6. Rush, Permanent Waves - Side 1
This one's pretty minor by comparison to most of the other ones on the list. "Free Will" is a better way to close a side than "Jacob's Ladder," and it feels aesthetically better to split an album's two killer tracks ("Spirit of Radio" and "Free Will") up a bit. It's a minor point because either one leads fine into "Entre Nous" (first track on Side 2) and both sound good after "Spirit of Radio." But this is a change I always program when I can.

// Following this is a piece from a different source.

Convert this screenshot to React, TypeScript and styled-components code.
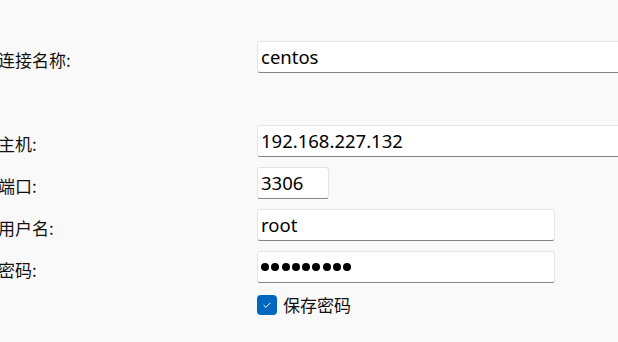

7. Police, Ghost In The Machine
This one needs a complete rearrangement, weird considering how their previous effort, "Zenyatta Mondatta," almost totally masked its relatively shallow bench. The big hit songs "Spirits In The Material World," "Every Little Thing She Does Is Magic," and "Invisible Sun," are 1-2-3. The album's middle is dominated by a horn section, in which many of the songs start to blur together in a mass of mediocrity. Then keyboards and guitars take over for the last three tracks. "Spirits" is a good opener, but you have to get "Every Little Thing," which is that rare jewel that sounds great wherever you plug it in, out of there to break up that middle bloc. "Demolition Man," with its long and often inspired jam, works to close Side 1, but get it away from "Hungry For You."
1: Spirits - Rehumanize Yourself - Hungry For You - Invisible Sun - Demolition Man
2: Too Much Information - Every Little Thing - One World - Omegaman - Secret Journey - Darkness

8. Def Leppard, Hysteria
This album doesn't have anything with killer opener potential - the best candidate of the lot, "Pour Some Sugar On Me," is best left where it is, behind power ballad "Love Bites." The big problem is breaking up "Women" and "Rocket," which sounds too similar - even for Def Leppard - to be placed alongside each other. It might also help to put "Armageddon It" on Side 2. "Rocket," though a bit overlong in its album version, isn't a bad way to open things up. Switch "Women" to Side 2, and take one of those songs and put it in the #2 slot, between "Rocket" and "Animal." Take another of the Side 2 songs, and switch out "Armageddon It." Whatever you pick will gain some power from batting behind "Sugar," and it will need that help more than "Armageddon" does.

9. Rolling Stones, Beggars Banquet
One minor quibble - I'm of the opinion that opener "Sympathy For The Devil" is the kind of song that needs some buildup in front of it. Side 2 opener "Street Fighting Man" is a better choice for leadoff, as would be "Stray Cat Blues." (Note that "Let It Bleed" is an exemplar of song order perfection in my mind.)

10. Bruce Springsteen, Born To Run
It works pretty well untouched, but I've always thought Side 1 should be Side 2 and vice versa. Why? "Born To Run" was born to be an opening cut. Period. Nothing against "Thunder Road," but "Born To Run" shouldn't be Track 5 on a CD.